EOPL - 2.2.2 - Exercise 2.12

This one asks you to implement alpha, beta and eta conversion on lambda-calculus expressions based on the substitution function of the previous exercise. For this we need a function to see if an identifier occurs free in an expression, similar to the one presented on section 1.3 and easy enough.

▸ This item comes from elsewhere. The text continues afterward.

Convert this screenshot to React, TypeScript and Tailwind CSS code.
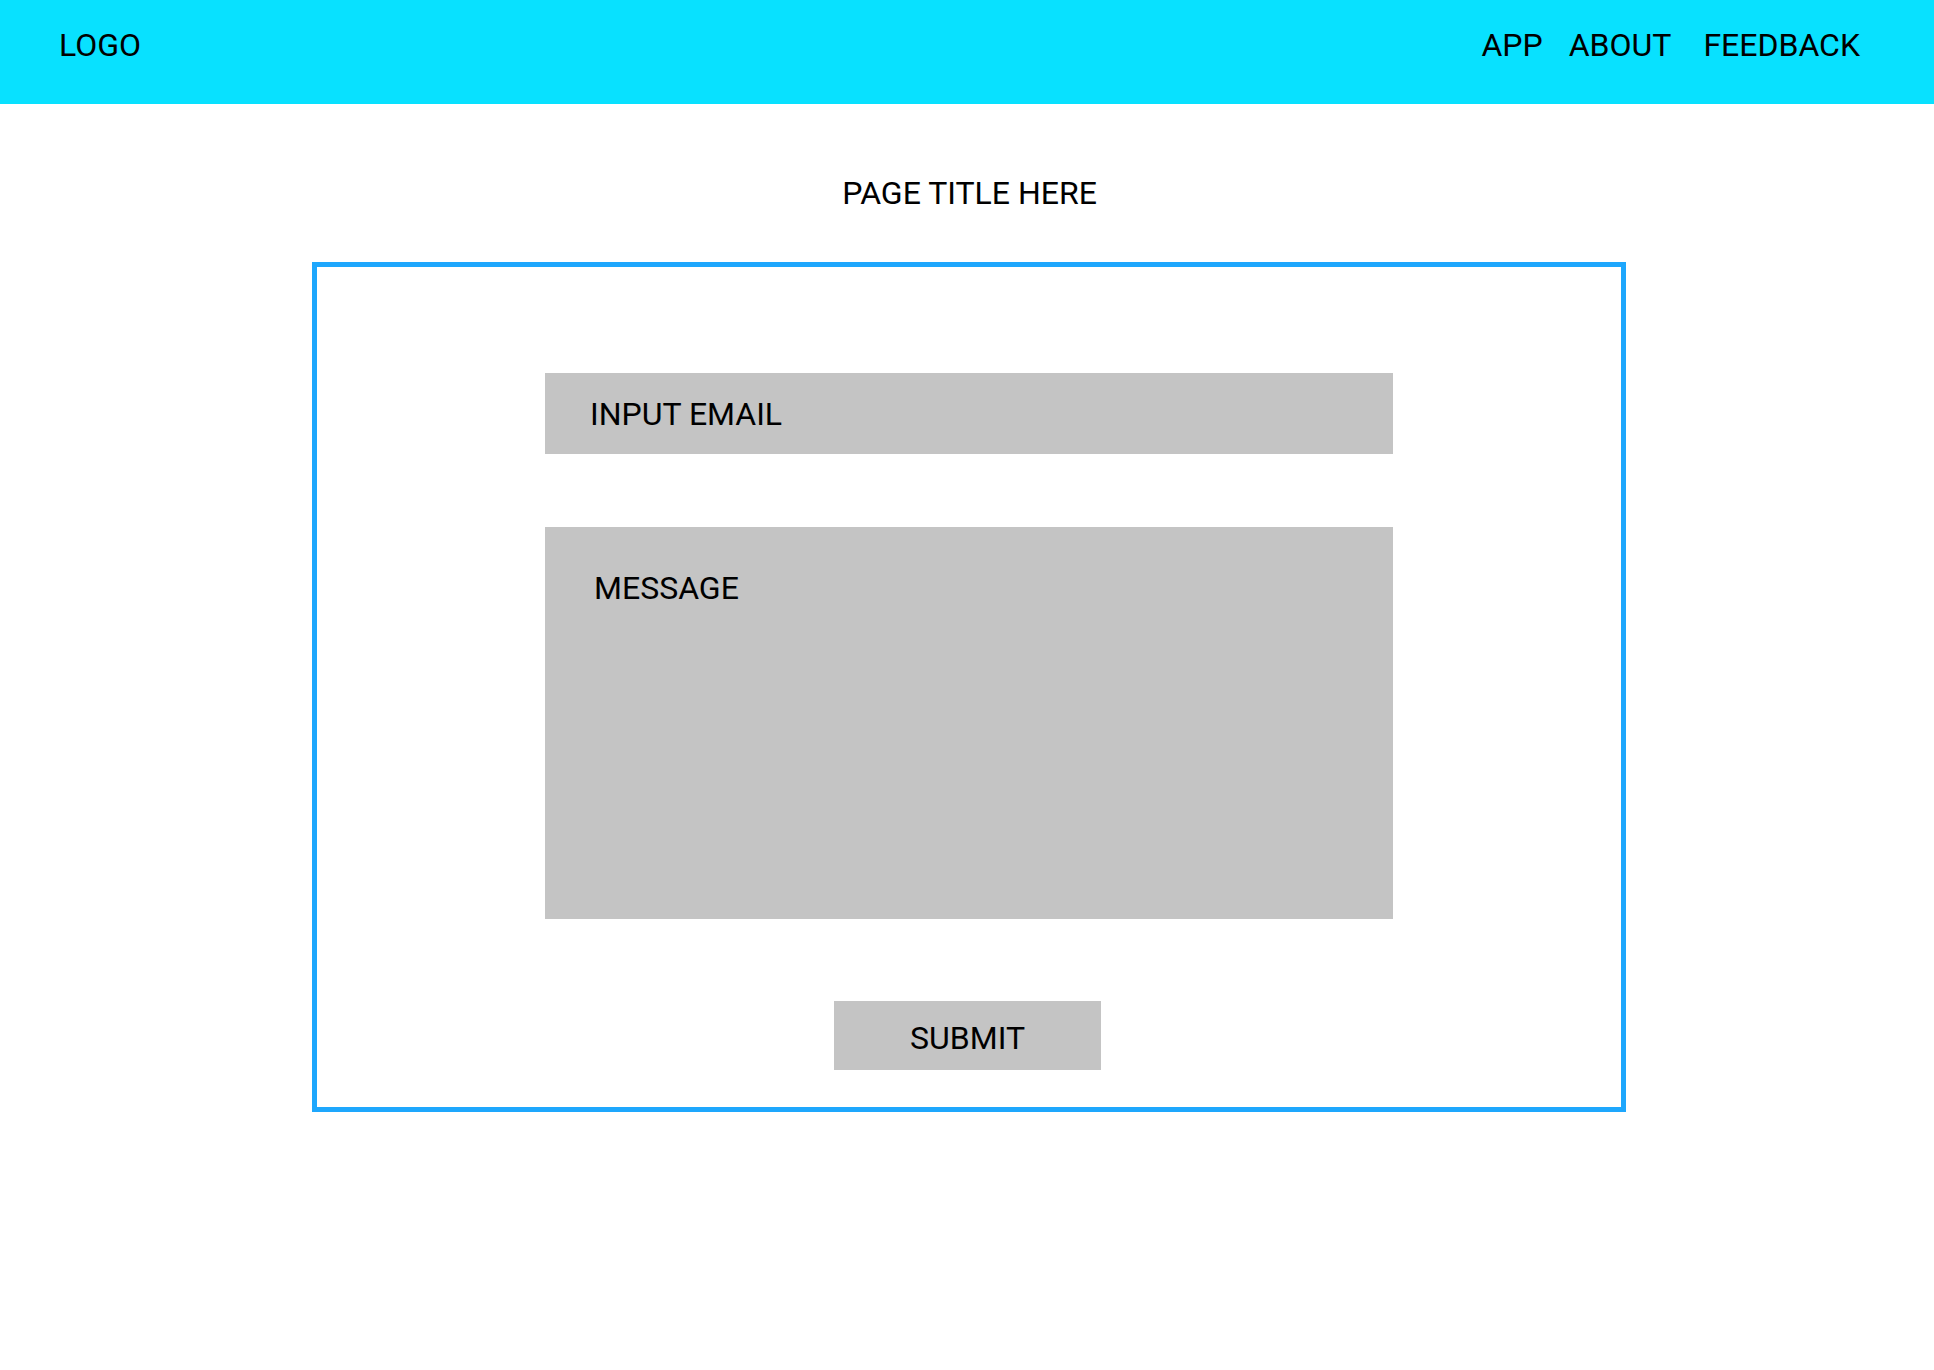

The conversion functions can then be implemented quite simply:

let rec occurs_free v exp =
   match exp with
     Identifier i when v = i -> true
   | Lambda (x, e) when v <> x -> occurs_free v e
   | App (e1, e2) -> (occurs_free v e1) || (occurs_free v e2)
   | Prim (p, e1, e2) -> (occurs_free v e1) || (occurs_free v e2)
   | _ -> false

let alpha_conversion exp new_id =
   match exp with
     Lambda (id, body) when not (occurs_free new_id body) ->
         Lambda (new_id, lambda_calculus_subst body (Identifier new_id) id)
   | _ -> exp
  
let beta_conversion exp =
   match exp with
     App (Lambda (id, body), e) -> lambda_calculus_subst body e id
   | _ -> exp
  
let eta_conversion exp =
   match exp with
     Lambda (id, App (e, Identifier id'))
     when (id=id') && (not (occurs_free id e)) -> e
   | _ -> exp

These conversion functions simply return the same expression if they aren't of the right form. They could signal an error, depending on the application.